Supplied information:
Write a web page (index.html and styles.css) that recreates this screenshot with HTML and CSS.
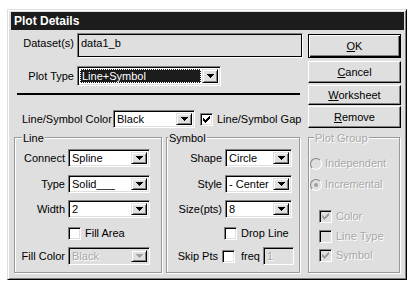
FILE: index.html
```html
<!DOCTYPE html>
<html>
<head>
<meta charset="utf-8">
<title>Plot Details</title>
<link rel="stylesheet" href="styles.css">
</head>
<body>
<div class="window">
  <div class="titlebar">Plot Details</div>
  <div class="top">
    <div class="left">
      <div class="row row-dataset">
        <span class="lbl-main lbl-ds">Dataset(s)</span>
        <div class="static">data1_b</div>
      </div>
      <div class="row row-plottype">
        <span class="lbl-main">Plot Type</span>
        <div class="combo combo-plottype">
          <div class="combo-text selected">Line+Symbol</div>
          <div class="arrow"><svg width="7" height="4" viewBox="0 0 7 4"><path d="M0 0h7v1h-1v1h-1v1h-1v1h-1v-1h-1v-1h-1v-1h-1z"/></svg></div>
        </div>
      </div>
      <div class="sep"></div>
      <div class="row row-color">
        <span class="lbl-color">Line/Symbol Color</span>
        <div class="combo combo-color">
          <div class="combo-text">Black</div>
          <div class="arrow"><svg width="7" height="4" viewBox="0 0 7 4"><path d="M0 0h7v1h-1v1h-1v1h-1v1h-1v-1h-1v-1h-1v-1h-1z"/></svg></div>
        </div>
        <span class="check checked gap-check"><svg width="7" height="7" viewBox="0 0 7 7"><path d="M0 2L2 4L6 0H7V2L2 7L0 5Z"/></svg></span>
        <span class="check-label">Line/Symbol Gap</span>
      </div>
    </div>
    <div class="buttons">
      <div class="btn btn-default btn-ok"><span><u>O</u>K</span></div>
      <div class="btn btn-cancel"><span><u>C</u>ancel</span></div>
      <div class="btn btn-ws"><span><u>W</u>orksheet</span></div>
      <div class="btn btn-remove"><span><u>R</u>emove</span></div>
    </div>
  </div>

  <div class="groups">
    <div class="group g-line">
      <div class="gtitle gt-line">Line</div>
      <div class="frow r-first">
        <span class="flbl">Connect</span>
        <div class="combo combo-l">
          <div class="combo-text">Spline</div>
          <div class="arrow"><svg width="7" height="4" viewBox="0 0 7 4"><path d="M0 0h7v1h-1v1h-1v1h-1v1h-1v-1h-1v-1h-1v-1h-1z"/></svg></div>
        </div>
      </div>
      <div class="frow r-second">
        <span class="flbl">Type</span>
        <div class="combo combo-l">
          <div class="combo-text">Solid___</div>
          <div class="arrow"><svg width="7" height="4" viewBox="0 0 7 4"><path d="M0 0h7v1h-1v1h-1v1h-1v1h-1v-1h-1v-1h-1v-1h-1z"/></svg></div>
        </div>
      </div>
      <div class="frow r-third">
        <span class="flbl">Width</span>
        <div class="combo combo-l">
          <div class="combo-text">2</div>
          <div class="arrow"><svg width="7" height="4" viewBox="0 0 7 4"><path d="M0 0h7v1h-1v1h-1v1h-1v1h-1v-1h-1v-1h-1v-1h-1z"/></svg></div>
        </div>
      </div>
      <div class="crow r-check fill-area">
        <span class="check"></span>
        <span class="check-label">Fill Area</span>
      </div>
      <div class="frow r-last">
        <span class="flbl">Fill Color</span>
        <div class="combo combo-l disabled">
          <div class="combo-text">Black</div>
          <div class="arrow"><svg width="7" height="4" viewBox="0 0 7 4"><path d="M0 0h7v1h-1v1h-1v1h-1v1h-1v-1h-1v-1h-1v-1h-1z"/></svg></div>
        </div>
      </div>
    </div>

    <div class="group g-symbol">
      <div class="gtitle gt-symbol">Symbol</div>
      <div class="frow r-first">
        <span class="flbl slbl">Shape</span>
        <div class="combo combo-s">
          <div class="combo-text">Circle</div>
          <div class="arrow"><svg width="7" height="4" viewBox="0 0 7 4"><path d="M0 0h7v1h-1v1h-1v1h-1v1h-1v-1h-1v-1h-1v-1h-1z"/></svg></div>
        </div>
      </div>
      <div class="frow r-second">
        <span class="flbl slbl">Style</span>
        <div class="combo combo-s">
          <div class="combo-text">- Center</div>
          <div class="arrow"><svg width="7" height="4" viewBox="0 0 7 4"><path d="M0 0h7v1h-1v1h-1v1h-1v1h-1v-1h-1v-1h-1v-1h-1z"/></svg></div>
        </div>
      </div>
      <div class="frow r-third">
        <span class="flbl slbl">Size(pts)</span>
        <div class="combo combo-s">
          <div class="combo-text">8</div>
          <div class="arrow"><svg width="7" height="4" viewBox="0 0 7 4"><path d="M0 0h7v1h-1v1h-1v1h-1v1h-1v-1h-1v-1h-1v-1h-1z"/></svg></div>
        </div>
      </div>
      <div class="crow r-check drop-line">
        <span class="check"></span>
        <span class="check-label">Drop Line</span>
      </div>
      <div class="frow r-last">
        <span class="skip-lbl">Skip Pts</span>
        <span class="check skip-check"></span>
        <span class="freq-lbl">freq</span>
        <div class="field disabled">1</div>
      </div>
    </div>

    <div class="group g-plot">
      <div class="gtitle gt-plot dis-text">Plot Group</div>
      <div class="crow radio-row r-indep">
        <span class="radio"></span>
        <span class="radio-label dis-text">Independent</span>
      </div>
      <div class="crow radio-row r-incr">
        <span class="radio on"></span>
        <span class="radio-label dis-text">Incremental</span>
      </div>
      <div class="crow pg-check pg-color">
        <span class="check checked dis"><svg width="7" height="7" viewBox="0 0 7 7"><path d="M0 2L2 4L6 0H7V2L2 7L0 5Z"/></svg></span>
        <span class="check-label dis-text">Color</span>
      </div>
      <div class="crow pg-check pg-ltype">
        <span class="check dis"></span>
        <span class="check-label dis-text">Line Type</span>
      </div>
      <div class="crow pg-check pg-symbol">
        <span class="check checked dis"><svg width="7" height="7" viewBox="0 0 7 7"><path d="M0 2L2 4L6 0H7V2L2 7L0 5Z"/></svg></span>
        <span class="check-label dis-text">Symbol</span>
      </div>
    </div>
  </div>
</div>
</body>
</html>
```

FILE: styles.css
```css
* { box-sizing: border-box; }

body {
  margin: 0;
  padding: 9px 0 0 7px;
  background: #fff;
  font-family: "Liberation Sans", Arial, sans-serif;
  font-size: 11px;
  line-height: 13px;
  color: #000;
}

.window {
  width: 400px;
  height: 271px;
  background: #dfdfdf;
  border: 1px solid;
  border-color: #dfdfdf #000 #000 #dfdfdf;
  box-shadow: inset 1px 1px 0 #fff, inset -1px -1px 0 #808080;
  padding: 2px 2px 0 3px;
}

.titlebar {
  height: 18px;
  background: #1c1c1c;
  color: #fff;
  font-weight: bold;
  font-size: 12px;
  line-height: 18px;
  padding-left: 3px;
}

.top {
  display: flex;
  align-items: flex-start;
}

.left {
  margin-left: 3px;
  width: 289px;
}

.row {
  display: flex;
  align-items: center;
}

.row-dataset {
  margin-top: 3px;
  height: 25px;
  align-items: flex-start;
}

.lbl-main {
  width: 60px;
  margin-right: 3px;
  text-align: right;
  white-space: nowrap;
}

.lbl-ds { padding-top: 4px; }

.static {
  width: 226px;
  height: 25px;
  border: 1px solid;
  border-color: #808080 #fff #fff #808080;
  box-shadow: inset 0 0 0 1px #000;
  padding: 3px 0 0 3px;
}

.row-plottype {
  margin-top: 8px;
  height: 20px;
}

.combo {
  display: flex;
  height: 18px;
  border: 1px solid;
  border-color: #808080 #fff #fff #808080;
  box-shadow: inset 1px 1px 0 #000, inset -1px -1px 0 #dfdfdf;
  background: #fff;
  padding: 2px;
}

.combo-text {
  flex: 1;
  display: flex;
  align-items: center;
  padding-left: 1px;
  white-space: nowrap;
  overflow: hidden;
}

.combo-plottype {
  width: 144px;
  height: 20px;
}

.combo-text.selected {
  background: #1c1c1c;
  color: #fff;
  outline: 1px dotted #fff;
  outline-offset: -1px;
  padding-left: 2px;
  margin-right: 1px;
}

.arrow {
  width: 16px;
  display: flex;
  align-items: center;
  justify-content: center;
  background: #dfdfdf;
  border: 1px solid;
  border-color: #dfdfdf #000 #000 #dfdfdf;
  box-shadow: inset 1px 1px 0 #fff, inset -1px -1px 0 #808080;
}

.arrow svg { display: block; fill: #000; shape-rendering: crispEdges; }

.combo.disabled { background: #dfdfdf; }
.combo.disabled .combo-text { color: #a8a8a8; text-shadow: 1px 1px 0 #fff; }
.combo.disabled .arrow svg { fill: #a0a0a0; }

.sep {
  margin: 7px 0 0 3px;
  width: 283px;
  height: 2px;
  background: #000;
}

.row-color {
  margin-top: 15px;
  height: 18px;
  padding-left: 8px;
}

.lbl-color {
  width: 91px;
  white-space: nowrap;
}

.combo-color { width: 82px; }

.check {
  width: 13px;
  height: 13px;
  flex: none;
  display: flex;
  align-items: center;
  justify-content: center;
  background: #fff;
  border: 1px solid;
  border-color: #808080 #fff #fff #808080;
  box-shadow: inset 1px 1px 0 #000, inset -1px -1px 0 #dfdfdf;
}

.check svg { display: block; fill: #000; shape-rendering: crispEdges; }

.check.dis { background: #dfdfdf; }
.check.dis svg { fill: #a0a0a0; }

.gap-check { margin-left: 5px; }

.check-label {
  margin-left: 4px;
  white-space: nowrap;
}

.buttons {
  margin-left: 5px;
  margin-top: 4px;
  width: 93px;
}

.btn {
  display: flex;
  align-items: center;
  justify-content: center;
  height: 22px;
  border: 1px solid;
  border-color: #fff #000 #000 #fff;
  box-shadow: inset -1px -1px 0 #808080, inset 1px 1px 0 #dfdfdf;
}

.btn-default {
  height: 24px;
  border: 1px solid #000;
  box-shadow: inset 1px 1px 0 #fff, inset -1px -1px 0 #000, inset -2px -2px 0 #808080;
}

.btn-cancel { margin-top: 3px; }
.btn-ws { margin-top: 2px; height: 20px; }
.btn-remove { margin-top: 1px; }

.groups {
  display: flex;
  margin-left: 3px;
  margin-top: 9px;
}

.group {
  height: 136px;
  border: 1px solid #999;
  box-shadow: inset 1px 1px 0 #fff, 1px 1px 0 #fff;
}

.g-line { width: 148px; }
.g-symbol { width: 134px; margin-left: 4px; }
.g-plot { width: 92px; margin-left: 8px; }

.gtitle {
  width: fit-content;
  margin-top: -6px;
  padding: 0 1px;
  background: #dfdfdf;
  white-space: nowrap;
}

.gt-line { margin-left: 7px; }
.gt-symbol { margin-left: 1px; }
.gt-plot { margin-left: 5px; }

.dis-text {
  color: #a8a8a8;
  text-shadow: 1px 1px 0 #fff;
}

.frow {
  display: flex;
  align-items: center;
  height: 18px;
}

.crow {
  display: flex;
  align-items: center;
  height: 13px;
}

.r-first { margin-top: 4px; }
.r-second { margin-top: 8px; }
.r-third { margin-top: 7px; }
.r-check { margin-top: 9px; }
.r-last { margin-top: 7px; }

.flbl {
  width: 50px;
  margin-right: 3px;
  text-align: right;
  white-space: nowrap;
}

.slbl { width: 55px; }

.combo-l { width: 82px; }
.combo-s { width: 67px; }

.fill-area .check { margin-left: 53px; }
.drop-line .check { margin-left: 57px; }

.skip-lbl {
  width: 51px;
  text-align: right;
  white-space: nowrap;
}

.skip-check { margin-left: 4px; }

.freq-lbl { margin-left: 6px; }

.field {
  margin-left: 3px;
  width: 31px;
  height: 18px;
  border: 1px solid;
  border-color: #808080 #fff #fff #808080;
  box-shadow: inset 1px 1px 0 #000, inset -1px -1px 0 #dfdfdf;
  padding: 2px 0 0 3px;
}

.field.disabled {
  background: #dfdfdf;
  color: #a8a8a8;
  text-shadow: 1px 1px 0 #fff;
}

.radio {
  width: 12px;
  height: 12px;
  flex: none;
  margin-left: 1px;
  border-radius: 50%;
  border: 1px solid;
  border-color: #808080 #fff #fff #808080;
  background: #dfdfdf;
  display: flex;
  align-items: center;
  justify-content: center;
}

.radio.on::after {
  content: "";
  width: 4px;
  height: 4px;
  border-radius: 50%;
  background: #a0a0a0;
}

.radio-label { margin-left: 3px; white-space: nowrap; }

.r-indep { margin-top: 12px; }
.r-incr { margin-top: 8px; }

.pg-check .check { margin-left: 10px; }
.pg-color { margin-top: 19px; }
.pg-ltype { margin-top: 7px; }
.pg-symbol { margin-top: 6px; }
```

Problem requirements:
Pick out each line in the material containing "index".

Final answer:
Write a web page (index.html and styles.css) that recreates this screenshot with HTML and CSS.
FILE: index.html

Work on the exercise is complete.